Arshie Qureshi spoke to Shahid Rasool about his experience of studying in the US where he did his Master’s. Shahid was recently appointed Director, Commonwealth Education Media Centre for Asia, CEMCA. Before this, he was heading the EMMRC at Kashmir University
Q Share with us your first-day experience of being in a class of an American university.
On my first day at the University of Syracuse, I couldn’t gather much of what the professor said during the lecture. I couldn’t follow his words. His accent seemed totally alien. After the class, I went to him to share my concern. Then he slowed down, realising that there were some non-native English speakers in the class. Eventually, I picked up.
Q Tell us briefly what the pedagogical system is like in the US and how teaching is usually done there.
You have to be on your toes from 9am to 9pm, five days a week. You are encouraged to read more and more. In one of the classes, I remember, the teacher came to class with a trolley of books and asked students to pick books of their choice and select dates for themselves as to when they would return with the critical analysis of the book. A class spreads over a duration of three hours and the teacher only introduces the topic, followed by discussions. The sessions are very interactive and demand active participation. Also, there you don’t have a luxury of 70-75% attendance. You have to be in the class always with some specified exemptions.
Q How do teachers conduct themselves with relation to the students and the subject they teach?’
The teacher-student relation does not extend beyond academics. Teachers are always available to the students and they are required to make it known to the students when they would be available for consultations. Apart from that, they are available online almost all the time. Sometimes they even conduct exams online.
Q And what is expected of the students in that system?
Learning and personality development are the things that are most emphasised on in that system. They are provided liberal atmosphere to grow into critical thinkers. They train their students to work as professionals, and that’s how they are expected to work. The nature of assignments they give is such that those are actually applicable and are made use of. I was given an assigned to draft a business model for a radio station which was not making money due to onslaught of alternate media. There was no way I could make up things. I had to understand the existing structures, the market and the audience demands.
Q Personally, what merits and demerits did you nd in that system?
The merits and demerits depend on the taker. No system or culture is free of both.

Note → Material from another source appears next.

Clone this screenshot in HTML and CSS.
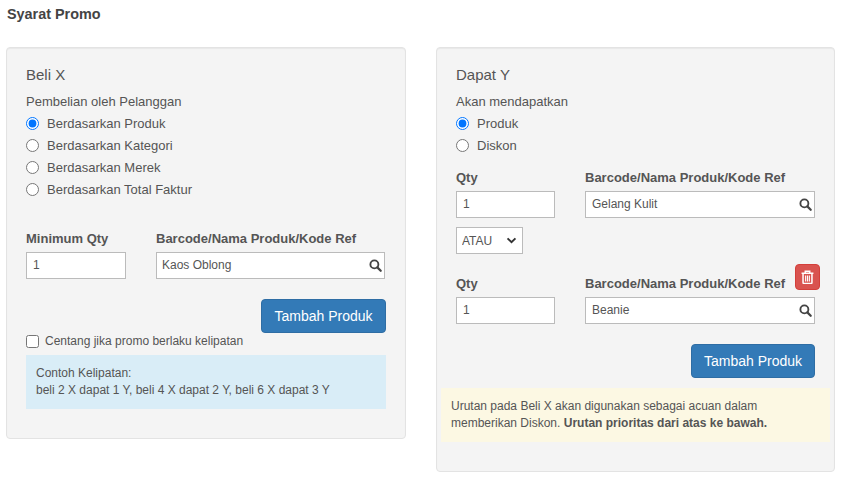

It depends on the receiver. I feel that the whole system makes students work harder for their education. Students are very serious about education. Students and teachers treat each other as equals. So students go to class prepared. They are encouraged to develop original thoughts and ideas.
However, some people who travel to the US easily get carried away by the things that are considered inappropriate in our culture. One should not blindly accept everything.
Q What are the things we can adopt here from the American education system without going for an overhaul, which is impossible?
The best academic works have been produced by those from the West. Their models and systems are functional. It would be better to try to introduce these models here, with adjustments to local settings, rather than trying to reinvent the wheel here. Having a specialised staff can always improve the quality of teaching. The examiners in the US used to mark all the papers with remarks so that the students learnt from their mistakes. These are the small things we can do to at least bring some changes in the education system.
Q Given your experience in the US, what long-term measures would you suggest for making our system of education worthwhile?
The examination system here needs an immediate change. That the system has failed reflects in the increasing number of students going for re-evaluation of their papers. They have lost faith in the system and why should the teachers not be made accountable? Why should the teachers not be subject to regular assessments? If the teacher is failing to attract students to the class, why should he or she be teaching the course?
Q How much did your education in the US change your outlook?
Travel always adds new perspectives to one’s outlook. My education in the US taught me acceptance and being open minded to learning. It taught me to focus on specific things.